East African Community partner states have agreed to close down multiple bank accounts operated by their ministries, departments and agencies and keep their revenues in a single account each as part of efforts to increase transparency and accountability in the use of public funds.
The partner states agreed on the Treasury Single Account (TSA) to ensure proper oversight of government cash flows and to reduce the cost of keeping public money in several commercial banks.
Tanzania has set the pace, with Finance Minister Phillip Mpango saying the move will reduce the number of government accounts.
“I propose to make amendments to the Local Government Finance Act, CAP 290, the Public Finance Act, CAP 348 and the Bank of Tanzania Act, CAP 197 in order to introduce a Treasury Single Account, which will be used for collection and payment of government funds,” said Dr Mpango while tabling the 2018/2019 budget.
In Kenya, the Public Finance Management Bill 2017 sets the stage for the creation of the single government account.
All public funds will be deposited into the single account and all payments will be executed from the same account, enabling the government to monitor its finances.
According to Britam Asset managers, there is a risk that significant deposits will flow from the banking system to the Central Bank, leading to tighter liquidity in the banking system, with some lenders such as National Bank and KCB likely to be hit hard.
The creation of the TSA is part of the Public Finance (Administration and Management) Regulations 2013, which were formulated to boost the effectiveness of the Public Finance Management Act (2012).
But the project had to be deferred for two years to pave the way for the implementation of other forms of electronic payments such as the Integrated Financial Management Information System (Ifmis) and Internet banking.
It is not clear whether the proposed single accounts will be operated by the central banks of the various countries or a commercial bank on behalf of the central bank, but in many Latin American countries, large publicly owned banks operate the TSA.
The International Monetary Fund, through a working paper dated 2010, said TSAs should be part of the public finance management reform agenda of countries that prioritise prudent management and use of public funds.
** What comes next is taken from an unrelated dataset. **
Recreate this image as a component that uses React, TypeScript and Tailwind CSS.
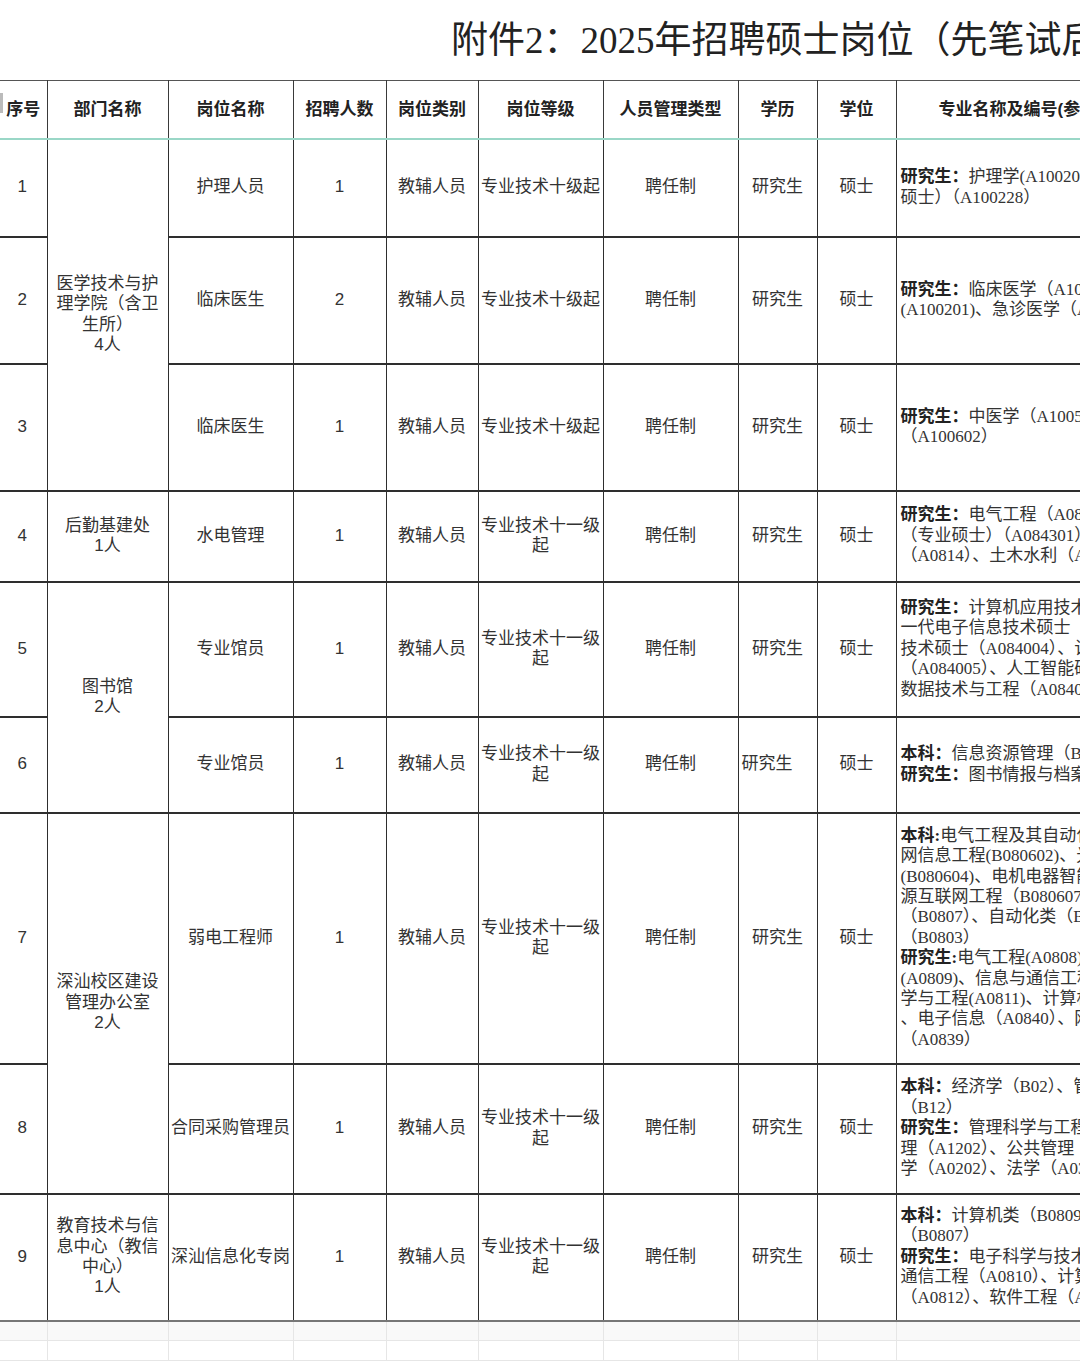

According to the IMF, establishing a unified structure of government bank accounts ensures that no other government agency operates bank accounts outside the oversight of the Treasury.
“Reducing the number of bank accounts results in lower administrative costs,” said the IMF.
Nigeria is one of the countries in Africa that have successfully implemented the TSA and all revenue generating ministries are required to transfer 80 per cent of their cash to the TSA with the Central Bank.